%%
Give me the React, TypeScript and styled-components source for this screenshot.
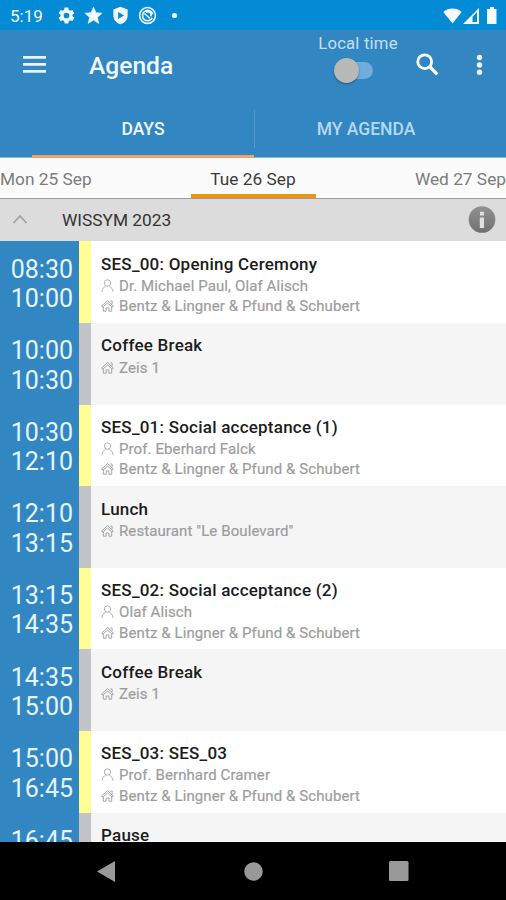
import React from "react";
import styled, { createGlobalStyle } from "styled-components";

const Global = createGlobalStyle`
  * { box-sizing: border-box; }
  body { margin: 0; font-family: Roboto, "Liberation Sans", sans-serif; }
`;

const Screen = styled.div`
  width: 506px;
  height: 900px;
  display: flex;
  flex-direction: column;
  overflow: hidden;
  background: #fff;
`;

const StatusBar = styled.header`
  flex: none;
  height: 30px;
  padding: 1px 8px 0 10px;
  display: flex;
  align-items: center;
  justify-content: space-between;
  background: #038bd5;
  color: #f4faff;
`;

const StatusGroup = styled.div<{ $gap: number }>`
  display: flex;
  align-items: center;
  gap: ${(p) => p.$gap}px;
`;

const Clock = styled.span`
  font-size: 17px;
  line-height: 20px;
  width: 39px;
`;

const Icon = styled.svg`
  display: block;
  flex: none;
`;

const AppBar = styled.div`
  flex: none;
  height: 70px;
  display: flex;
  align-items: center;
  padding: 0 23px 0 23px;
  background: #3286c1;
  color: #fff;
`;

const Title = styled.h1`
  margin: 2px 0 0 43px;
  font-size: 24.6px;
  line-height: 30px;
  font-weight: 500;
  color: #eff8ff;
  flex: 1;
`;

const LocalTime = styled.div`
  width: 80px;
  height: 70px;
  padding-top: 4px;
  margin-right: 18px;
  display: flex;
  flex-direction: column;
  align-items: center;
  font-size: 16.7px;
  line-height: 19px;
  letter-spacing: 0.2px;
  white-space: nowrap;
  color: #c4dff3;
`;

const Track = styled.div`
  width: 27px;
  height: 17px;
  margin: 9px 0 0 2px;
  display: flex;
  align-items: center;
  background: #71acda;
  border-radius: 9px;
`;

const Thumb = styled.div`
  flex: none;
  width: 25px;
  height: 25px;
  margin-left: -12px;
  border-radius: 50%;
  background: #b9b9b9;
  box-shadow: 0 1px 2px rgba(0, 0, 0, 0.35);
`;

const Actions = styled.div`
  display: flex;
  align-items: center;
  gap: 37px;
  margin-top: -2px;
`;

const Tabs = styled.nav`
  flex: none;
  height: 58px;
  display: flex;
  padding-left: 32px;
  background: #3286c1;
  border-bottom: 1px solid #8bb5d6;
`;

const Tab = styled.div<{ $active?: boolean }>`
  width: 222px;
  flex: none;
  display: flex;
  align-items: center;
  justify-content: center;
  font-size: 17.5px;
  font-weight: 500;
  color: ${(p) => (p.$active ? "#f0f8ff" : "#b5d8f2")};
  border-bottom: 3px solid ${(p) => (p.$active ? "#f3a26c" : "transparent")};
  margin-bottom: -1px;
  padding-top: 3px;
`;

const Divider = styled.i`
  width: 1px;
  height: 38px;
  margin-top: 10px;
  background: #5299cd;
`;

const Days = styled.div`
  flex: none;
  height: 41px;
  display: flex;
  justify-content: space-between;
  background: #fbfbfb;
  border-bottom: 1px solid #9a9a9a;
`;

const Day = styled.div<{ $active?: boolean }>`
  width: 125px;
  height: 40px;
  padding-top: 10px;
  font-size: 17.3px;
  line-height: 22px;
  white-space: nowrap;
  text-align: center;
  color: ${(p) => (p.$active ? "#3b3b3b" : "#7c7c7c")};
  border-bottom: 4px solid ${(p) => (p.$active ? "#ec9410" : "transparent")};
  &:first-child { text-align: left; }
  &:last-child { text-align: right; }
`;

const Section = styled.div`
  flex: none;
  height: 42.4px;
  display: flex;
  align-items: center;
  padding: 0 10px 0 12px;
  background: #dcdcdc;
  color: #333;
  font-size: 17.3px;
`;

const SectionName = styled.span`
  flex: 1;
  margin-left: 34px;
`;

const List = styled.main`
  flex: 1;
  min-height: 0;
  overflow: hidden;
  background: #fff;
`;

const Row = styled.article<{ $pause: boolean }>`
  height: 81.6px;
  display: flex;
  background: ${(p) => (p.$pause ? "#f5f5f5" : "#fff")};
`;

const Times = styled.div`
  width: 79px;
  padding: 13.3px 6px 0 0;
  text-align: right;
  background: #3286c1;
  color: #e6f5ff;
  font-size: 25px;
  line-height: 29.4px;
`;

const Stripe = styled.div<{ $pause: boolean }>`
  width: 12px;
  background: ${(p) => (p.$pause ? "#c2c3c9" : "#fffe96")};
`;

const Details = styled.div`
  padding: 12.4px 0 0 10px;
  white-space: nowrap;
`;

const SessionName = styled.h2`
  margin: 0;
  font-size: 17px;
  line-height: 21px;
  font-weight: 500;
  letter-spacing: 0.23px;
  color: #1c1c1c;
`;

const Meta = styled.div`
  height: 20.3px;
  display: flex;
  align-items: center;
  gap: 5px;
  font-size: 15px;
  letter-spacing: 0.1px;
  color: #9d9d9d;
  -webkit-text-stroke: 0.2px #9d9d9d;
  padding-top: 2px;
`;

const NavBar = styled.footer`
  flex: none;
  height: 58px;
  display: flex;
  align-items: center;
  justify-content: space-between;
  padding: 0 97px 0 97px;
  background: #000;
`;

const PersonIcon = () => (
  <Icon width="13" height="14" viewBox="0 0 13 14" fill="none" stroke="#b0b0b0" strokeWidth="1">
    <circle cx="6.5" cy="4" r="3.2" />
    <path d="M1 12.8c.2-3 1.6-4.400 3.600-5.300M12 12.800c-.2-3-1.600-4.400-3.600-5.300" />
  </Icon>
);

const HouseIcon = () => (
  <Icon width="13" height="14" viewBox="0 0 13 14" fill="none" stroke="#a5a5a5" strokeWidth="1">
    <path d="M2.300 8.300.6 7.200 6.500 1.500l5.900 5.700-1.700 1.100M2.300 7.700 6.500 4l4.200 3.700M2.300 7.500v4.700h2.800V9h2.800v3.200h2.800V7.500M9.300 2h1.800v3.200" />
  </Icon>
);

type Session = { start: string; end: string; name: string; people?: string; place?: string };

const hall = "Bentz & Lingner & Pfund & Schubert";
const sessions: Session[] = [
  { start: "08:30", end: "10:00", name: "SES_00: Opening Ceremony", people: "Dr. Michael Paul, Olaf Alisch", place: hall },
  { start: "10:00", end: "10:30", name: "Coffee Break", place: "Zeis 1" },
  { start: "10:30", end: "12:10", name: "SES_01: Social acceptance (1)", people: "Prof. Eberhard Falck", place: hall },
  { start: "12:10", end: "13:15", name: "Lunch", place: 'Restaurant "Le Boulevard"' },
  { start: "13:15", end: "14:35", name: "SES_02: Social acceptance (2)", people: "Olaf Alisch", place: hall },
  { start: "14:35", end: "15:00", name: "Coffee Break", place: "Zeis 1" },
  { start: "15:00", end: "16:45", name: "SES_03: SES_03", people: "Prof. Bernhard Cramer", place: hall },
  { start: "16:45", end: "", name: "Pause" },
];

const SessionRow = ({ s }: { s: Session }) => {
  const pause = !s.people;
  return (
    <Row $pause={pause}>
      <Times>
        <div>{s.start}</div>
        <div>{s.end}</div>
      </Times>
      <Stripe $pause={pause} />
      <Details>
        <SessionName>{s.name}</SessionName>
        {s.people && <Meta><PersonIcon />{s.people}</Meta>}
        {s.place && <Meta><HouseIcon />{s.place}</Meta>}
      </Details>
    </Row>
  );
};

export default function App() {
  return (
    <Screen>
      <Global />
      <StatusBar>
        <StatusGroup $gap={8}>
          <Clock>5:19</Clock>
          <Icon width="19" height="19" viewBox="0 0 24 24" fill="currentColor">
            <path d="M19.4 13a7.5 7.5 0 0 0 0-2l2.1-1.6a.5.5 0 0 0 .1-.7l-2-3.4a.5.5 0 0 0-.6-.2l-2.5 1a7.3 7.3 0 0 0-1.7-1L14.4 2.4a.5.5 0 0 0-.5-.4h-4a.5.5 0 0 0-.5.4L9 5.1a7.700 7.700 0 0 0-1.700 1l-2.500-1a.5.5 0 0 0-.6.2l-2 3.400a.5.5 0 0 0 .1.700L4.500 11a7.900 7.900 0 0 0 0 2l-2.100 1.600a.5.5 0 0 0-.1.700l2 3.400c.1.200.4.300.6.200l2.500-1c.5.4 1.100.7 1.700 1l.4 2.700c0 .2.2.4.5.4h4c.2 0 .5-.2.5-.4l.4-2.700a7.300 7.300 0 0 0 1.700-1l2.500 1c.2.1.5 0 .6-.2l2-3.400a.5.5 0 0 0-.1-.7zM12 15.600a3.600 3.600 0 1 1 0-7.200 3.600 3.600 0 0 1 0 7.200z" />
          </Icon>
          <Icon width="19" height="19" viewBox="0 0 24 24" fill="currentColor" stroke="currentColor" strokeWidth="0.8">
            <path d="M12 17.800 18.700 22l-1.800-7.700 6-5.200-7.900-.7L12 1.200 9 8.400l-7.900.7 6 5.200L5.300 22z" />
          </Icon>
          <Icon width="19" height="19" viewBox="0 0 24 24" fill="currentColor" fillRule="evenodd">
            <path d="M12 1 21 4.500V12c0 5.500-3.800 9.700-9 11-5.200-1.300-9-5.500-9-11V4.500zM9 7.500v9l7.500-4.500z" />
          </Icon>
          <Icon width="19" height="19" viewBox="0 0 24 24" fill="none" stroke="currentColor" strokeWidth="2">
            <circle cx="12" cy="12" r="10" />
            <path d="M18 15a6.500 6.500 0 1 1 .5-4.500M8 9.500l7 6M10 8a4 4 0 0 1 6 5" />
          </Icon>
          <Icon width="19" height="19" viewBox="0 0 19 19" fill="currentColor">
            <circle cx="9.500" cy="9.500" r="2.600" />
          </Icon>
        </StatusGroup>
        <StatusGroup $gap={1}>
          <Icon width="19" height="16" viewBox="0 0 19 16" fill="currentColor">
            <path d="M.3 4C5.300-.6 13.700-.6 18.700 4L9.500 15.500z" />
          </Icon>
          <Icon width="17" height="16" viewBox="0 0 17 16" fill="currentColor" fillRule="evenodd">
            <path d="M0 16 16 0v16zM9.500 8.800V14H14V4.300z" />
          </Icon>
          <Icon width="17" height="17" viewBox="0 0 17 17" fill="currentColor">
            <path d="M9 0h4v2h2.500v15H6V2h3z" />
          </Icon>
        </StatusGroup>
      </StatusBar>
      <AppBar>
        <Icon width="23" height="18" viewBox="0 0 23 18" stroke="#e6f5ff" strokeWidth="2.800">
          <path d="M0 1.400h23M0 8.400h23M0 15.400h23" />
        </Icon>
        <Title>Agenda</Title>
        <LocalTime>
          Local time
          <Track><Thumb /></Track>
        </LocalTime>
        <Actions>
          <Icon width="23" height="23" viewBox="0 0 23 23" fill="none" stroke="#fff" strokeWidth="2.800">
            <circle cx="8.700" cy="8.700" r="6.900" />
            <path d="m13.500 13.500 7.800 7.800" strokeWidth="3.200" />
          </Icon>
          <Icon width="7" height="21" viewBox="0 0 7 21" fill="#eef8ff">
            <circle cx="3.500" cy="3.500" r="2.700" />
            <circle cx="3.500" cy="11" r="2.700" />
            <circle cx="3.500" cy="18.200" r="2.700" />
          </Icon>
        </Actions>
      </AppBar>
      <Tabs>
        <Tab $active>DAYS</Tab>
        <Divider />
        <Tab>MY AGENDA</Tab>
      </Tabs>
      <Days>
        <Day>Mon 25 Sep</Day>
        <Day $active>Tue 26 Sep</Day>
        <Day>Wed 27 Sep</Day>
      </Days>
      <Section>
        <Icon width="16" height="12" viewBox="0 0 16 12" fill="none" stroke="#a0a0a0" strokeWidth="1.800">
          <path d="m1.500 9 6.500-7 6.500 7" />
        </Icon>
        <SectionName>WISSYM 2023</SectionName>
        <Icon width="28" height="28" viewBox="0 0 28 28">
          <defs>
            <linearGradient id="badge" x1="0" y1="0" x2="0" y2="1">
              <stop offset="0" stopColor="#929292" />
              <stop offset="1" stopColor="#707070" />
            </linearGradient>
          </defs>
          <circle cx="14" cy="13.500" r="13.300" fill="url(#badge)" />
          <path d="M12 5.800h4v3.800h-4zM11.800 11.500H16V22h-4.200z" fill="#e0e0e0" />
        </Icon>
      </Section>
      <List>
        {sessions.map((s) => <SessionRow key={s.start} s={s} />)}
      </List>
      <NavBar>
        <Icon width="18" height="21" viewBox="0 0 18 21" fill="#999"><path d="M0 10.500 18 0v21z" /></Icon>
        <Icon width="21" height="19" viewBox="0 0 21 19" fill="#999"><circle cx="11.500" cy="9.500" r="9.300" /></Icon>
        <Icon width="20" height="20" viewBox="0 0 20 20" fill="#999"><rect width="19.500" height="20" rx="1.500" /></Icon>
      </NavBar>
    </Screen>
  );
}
%%
## [What to work on]
Among the lines above, determine how many hold the word "React"; report the figure alone.

## [Reply]
2